EXERCISE AIM:
Search the entries for the word "components" and pull out each line that has it.

══ LISTED ENTRIES ══

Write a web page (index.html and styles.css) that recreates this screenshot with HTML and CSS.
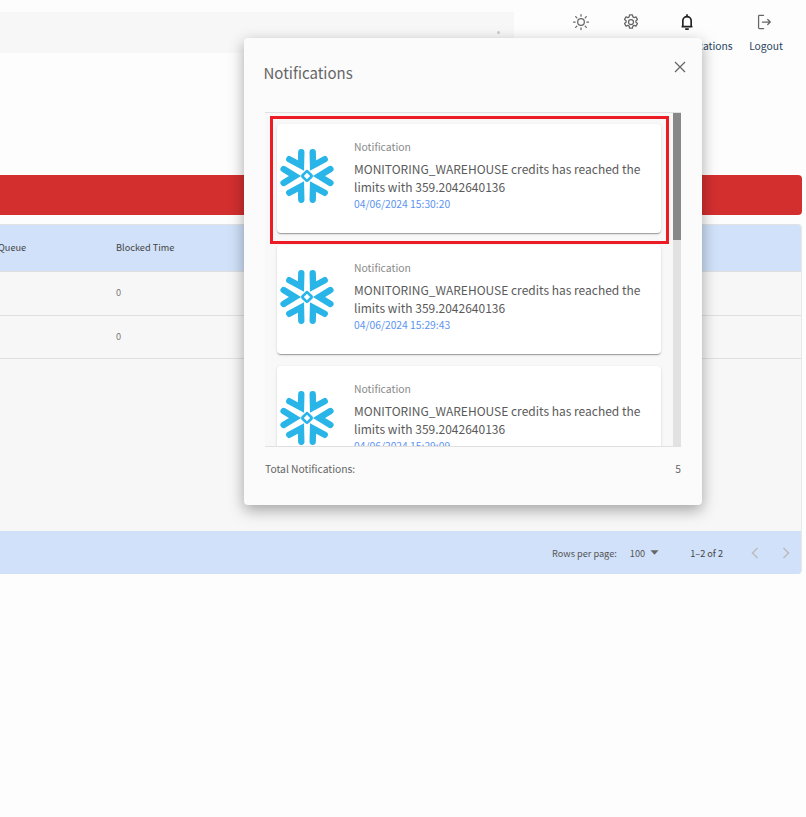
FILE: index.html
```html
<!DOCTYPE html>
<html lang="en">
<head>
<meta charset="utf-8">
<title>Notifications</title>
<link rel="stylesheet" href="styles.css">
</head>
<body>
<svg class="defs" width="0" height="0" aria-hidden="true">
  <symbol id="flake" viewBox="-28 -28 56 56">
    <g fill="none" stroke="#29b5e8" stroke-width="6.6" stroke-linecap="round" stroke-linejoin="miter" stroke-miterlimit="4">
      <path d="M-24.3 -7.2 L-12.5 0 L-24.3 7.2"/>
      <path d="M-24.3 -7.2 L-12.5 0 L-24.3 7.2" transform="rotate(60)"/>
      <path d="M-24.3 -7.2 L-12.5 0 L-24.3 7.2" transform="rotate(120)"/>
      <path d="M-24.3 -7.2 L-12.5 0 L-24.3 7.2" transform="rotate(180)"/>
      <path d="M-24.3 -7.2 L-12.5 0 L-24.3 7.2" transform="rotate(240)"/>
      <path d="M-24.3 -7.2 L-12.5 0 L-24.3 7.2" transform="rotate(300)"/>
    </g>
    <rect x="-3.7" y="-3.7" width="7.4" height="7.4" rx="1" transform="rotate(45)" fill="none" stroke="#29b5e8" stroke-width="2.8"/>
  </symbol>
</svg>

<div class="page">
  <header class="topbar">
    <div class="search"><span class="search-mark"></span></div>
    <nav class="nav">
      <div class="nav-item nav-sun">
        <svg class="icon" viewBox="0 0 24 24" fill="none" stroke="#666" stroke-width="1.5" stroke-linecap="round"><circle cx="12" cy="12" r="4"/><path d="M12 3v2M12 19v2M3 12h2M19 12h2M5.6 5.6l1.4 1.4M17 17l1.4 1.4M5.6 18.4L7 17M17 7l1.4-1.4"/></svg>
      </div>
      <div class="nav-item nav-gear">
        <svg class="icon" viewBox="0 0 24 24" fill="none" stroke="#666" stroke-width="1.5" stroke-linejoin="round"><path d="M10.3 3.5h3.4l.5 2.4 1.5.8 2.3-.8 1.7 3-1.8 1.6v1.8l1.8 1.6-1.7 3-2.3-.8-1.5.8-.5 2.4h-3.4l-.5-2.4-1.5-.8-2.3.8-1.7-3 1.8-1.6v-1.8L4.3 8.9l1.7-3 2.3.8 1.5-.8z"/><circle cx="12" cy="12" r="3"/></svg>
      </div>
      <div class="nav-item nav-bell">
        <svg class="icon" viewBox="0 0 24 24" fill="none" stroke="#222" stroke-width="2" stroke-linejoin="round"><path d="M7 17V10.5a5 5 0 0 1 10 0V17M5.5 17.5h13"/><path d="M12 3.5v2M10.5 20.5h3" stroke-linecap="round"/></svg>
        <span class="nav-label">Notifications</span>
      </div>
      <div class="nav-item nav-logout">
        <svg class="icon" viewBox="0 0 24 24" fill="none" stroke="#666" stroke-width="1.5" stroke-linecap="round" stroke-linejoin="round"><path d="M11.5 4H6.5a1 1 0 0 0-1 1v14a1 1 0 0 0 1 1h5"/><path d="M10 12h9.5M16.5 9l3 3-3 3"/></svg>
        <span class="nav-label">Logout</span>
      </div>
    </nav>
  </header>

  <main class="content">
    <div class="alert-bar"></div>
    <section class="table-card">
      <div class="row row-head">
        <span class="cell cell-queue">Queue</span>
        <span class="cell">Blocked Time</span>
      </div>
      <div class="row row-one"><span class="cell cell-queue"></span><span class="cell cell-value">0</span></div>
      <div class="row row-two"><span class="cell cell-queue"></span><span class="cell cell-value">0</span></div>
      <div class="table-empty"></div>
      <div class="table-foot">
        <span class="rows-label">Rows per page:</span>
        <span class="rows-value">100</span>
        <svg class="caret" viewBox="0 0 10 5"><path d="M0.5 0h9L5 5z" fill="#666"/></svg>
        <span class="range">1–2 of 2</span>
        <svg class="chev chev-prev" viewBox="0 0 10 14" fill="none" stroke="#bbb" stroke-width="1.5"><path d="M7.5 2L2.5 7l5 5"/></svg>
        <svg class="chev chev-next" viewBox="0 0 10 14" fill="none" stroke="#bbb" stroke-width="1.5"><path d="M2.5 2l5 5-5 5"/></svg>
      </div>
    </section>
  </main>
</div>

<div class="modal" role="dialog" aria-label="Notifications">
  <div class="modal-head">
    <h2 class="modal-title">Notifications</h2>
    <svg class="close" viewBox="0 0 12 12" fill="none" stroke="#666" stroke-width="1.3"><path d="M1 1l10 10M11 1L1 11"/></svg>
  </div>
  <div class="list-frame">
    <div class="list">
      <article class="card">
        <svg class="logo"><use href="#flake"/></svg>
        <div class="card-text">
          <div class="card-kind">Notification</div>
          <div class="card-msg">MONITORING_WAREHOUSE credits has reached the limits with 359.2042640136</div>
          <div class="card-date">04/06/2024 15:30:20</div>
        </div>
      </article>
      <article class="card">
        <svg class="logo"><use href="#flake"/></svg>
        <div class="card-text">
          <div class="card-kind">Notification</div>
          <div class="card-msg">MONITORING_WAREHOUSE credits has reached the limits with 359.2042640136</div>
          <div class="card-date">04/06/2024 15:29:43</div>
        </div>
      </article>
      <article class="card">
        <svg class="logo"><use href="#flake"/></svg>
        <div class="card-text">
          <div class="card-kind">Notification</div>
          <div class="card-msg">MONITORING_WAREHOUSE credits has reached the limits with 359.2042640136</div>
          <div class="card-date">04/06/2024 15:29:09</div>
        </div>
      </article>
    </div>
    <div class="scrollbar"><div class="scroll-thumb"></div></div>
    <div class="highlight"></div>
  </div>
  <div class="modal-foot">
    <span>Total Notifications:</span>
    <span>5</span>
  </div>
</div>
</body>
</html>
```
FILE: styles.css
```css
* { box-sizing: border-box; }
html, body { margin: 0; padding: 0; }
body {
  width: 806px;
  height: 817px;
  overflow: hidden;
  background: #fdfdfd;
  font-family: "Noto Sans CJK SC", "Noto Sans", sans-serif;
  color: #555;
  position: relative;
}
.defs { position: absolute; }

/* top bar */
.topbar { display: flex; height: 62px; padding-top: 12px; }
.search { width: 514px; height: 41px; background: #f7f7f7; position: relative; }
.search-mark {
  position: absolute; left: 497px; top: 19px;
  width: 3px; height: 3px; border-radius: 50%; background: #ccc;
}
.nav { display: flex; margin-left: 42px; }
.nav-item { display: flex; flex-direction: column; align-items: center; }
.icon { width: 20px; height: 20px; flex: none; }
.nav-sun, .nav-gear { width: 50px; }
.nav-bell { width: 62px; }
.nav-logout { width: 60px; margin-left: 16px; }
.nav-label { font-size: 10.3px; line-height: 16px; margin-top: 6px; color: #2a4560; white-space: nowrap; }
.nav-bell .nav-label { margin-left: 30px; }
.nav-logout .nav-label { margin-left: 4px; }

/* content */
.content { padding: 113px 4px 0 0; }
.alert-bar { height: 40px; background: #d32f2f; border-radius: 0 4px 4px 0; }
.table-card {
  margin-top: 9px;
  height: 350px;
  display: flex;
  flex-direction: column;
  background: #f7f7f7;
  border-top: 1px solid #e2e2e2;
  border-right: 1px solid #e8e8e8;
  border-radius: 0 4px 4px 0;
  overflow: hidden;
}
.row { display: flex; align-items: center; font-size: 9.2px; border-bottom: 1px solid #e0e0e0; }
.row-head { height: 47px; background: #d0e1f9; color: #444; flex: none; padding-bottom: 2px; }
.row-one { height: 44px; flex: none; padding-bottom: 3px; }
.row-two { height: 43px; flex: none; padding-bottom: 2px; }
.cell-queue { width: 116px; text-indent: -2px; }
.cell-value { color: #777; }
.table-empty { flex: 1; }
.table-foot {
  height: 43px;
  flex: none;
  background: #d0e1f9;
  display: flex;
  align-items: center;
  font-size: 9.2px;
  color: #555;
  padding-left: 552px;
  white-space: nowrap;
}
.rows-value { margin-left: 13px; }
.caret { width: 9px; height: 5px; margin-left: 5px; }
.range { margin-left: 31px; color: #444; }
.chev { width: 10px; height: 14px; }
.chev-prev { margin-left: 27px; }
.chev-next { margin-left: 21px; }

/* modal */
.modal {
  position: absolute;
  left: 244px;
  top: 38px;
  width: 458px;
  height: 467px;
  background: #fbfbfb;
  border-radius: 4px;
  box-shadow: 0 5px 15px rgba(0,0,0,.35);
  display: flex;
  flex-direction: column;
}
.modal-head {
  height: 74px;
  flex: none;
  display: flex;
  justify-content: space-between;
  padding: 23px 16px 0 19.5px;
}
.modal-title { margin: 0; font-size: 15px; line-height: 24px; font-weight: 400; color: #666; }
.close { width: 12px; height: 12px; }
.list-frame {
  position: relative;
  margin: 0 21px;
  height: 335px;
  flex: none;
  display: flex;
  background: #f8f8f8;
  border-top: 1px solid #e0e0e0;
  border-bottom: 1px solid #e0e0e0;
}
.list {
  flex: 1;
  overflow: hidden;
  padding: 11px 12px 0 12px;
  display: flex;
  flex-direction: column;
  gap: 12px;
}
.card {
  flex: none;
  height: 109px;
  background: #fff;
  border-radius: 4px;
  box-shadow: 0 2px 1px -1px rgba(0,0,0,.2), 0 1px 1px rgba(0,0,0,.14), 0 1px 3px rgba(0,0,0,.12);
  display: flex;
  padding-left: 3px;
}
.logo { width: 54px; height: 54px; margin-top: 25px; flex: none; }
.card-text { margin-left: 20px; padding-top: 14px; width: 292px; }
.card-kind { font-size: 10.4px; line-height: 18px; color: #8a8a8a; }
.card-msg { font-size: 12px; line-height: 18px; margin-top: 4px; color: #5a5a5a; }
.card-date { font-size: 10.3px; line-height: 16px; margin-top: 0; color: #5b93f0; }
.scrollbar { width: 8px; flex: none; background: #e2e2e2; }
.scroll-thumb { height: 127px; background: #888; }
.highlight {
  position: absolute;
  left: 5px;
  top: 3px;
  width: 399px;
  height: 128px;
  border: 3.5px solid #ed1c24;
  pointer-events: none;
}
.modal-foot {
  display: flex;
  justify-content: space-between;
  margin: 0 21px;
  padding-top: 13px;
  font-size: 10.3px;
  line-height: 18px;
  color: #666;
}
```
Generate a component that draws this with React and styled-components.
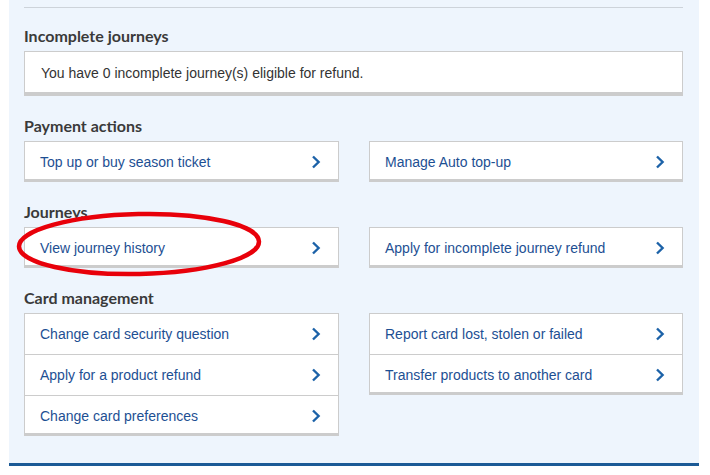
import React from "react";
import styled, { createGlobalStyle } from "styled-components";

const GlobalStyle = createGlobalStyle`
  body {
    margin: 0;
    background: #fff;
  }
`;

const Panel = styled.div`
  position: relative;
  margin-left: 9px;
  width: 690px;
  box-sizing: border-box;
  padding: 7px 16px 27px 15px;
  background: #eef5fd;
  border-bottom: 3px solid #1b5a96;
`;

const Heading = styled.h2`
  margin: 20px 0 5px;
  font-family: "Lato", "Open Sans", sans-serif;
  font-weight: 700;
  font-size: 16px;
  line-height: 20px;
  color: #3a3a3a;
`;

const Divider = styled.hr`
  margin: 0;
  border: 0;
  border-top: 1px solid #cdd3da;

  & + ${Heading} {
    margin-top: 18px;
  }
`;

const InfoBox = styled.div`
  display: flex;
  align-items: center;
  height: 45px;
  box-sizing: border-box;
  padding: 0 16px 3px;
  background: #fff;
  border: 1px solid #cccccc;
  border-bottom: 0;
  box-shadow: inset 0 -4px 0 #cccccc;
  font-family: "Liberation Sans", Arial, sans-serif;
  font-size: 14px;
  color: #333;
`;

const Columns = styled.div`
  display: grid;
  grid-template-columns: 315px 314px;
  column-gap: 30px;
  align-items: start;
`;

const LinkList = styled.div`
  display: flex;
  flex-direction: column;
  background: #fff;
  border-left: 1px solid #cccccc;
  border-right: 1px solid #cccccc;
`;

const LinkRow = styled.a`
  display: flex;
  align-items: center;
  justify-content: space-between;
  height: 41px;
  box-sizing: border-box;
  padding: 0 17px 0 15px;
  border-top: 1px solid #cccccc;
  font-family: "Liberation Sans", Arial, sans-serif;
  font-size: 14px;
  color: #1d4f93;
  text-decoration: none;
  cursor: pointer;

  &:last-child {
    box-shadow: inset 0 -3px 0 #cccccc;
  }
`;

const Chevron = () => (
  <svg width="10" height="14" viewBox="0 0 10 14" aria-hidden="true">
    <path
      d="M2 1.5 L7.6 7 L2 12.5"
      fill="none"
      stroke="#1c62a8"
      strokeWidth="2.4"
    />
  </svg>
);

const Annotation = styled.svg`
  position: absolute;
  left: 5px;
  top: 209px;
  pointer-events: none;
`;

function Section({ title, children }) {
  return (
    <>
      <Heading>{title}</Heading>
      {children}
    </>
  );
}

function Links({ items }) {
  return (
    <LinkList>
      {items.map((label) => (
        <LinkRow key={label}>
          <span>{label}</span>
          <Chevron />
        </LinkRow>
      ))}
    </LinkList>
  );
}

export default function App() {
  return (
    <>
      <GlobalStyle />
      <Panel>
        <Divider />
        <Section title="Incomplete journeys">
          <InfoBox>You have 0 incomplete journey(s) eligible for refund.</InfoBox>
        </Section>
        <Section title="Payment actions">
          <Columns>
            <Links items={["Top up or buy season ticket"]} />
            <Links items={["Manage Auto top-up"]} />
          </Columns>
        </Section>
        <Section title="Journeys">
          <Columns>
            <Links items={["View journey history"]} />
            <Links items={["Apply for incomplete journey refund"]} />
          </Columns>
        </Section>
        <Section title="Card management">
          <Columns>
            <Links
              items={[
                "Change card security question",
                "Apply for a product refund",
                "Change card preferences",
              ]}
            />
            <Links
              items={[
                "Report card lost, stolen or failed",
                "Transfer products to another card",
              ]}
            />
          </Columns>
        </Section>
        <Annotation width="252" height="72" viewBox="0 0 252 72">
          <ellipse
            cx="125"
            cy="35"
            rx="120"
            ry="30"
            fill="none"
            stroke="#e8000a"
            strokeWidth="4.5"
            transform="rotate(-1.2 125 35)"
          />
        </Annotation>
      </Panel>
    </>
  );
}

═══

RESULT BELOW:
Generate a component that draws this with React and styled-components.
import styled, { createGlobalStyle } from "styled-components";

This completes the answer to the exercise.